En el mundo en que me gustaría vivir, el hecho de que un poeta como Margarit haya reunido tantos espléndidos poemas en un libro, y que estén al alcance de todos los lectores por menos de quince euros, debería representar una noticia con la que abrieran los telediarios, de la misma importancia sociológica, pongamos por caso, que las subidas y bajadas bursátiles, la actividad parlamentaria europea, y el destino de ciertos individuos abandonados en cierta isla del Caribe, y que participan en cierto espectáculo de baja sutileza sentimental, por indicar tan sólo tres acontecimientos que parecen preocupar a las masas.

Joan Margarit, a día de hoy, es el poeta más leído y aclamado de Cataluña. Posee lo que, por regla general, nunca tienen los poetas: público (en lugar de tan sólo lectores). Y lo tiene con absoluto merecimiento, porque es un gran poeta, algo que para mí consiste en haber conseguido estar a la altura de una excelente tradición, mediante la escritura de una obra con alto contenido emocional, que ilumina a sus lectores al cantar sobre las preocupaciones eternas del ser humano. Es decir, lo que han hecho siempre los mejores poetas.

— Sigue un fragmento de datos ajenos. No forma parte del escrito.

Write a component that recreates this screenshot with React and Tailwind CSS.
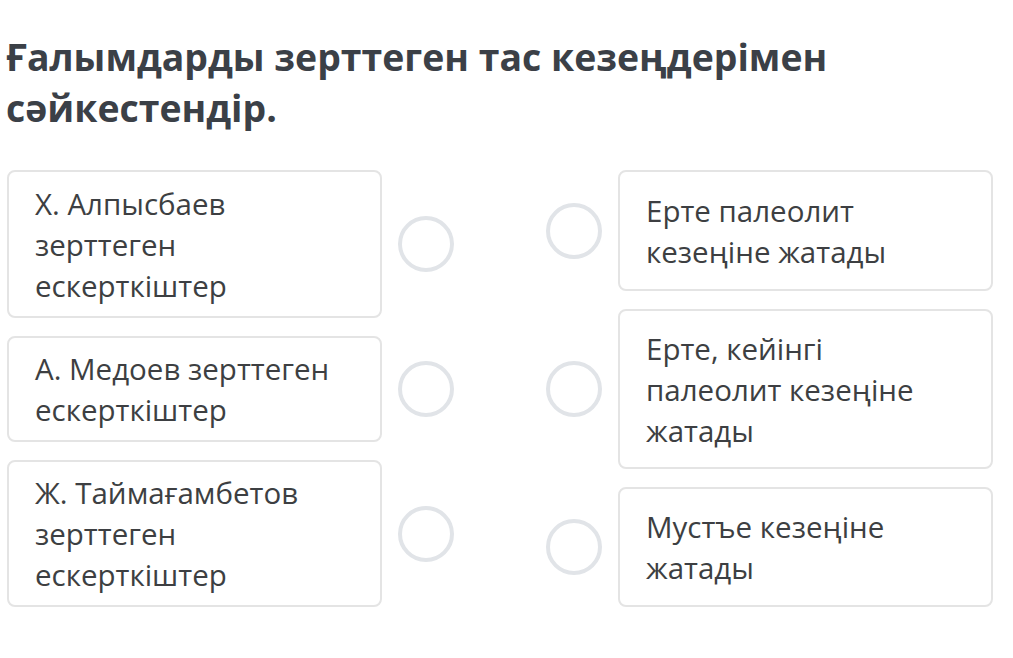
export default function App() {
  const left = [
    { text: "Х. Алпысбаев зерттеген ескерткіштер", h: "h-[148px]" },
    { text: "А. Медоев зерттеген ескерткіштер", h: "h-[106px]" },
    { text: "Ж. Таймағамбетов зерттеген ескерткіштер", h: "h-[147px]" },
  ];
  const right = [
    { text: "Ерте палеолит кезеңіне жатады", h: "h-[121px]" },
    { text: "Ерте, кейінгі палеолит кезеңіне жатады", h: "h-[160px]" },
    { text: "Мустъе кезеңіне жатады", h: "h-[120px]" },
  ];
  const Circle = () => (
    <div className="w-[56px] h-[56px] rounded-full border-[4px] border-[#e1e4e8] bg-white shrink-0" />
  );
  const cardCls =
    "w-[375px] shrink-0 border-2 border-[#e4e4e4] rounded-[8px] flex items-center pl-[26px] pr-[40px] text-[#3d3f42] text-[29.5px] leading-[41px]";
  return (
    <div className="w-[1013px] h-[658px] bg-white overflow-hidden" style={{ fontFamily: '"Open Sans", sans-serif' }}>
      <h1 className="pl-[6px] pt-[31px] text-[37.4px] leading-[51px] font-bold text-[#3b4047] w-[900px]">
        Ғалымдарды зерттеген тас кезеңдерімен сәйкестендір.
      </h1>
      <div className="flex pl-[7px] mt-[37px]">
        <div className="flex flex-col gap-[18px]">
          {left.map((c, i) => (
            <div key={i} className="flex items-center gap-[16px]">
              <div className={`${cardCls} ${c.h}`}>
                <div>{c.text}</div>
              </div>
              <Circle />
            </div>
          ))}
        </div>
        <div className="flex flex-col gap-[18px] ml-[92px]">
          {right.map((c, i) => (
            <div key={i} className="flex items-center gap-[16px]">
              <Circle />
              <div className={`${cardCls} ${c.h}`}>
                <div>{c.text}</div>
              </div>
            </div>
          ))}
        </div>
      </div>
    </div>
  );
}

Los poetas somos un gremio con una voluntad cainita fuera de lo corriente, por egotismo vocacional, y para ganarnos fama de agudeza crítica. Los poetas catalanes son un gremio, dentro de del cainismo poético paneuropeo, un poco más cainita de lo acostumbrado: necesitan, por su abundante predisposición al mito, poseer un poeta nacional al que ellos se encargan de matar cada cuarto de hora. Creo que a Margarit le corresponde esta consideración ahora mismo.

Para los estreñidos, resulta sobreabundante (Joan tiene la costumbre y la superstición de no dar por cerrado un libro sin haber empezado el siguiente). Para los melifluos y vaporosos, demasiado rotundo. Paro los partidarios de los galimatías y los crucigramas, demasiado inclinado hacia la transparencia. Para los adánicos defensores de la originalidad, demasiado obsesivo con sus fidelidades.

Pero para nosotros, sus lectores emocionados, Margarit es tan sólo un maestro, ese tipo de poeta al que acudimos siempre, sabiendo que nos hablará con sobria exactitud e inteligencia acerca de la vida. A los poetas les reclamamos experiencia: en el lenguaje, en el amor, en el tiempo, en la desdicha, en la alegría, en la incertidumbre.

Quien abra este volumen de poemas no quedará indemne, porque nadie se va de rositas después de la lectura de la alta poesía, que es una invención humana de verdadero peligro biográfico. Lo que encierran estas páginas erige a su manera la paradoja del artista: ser un alma de destrucción masiva, a la que nuestra alma da las gracias por habernos destruido.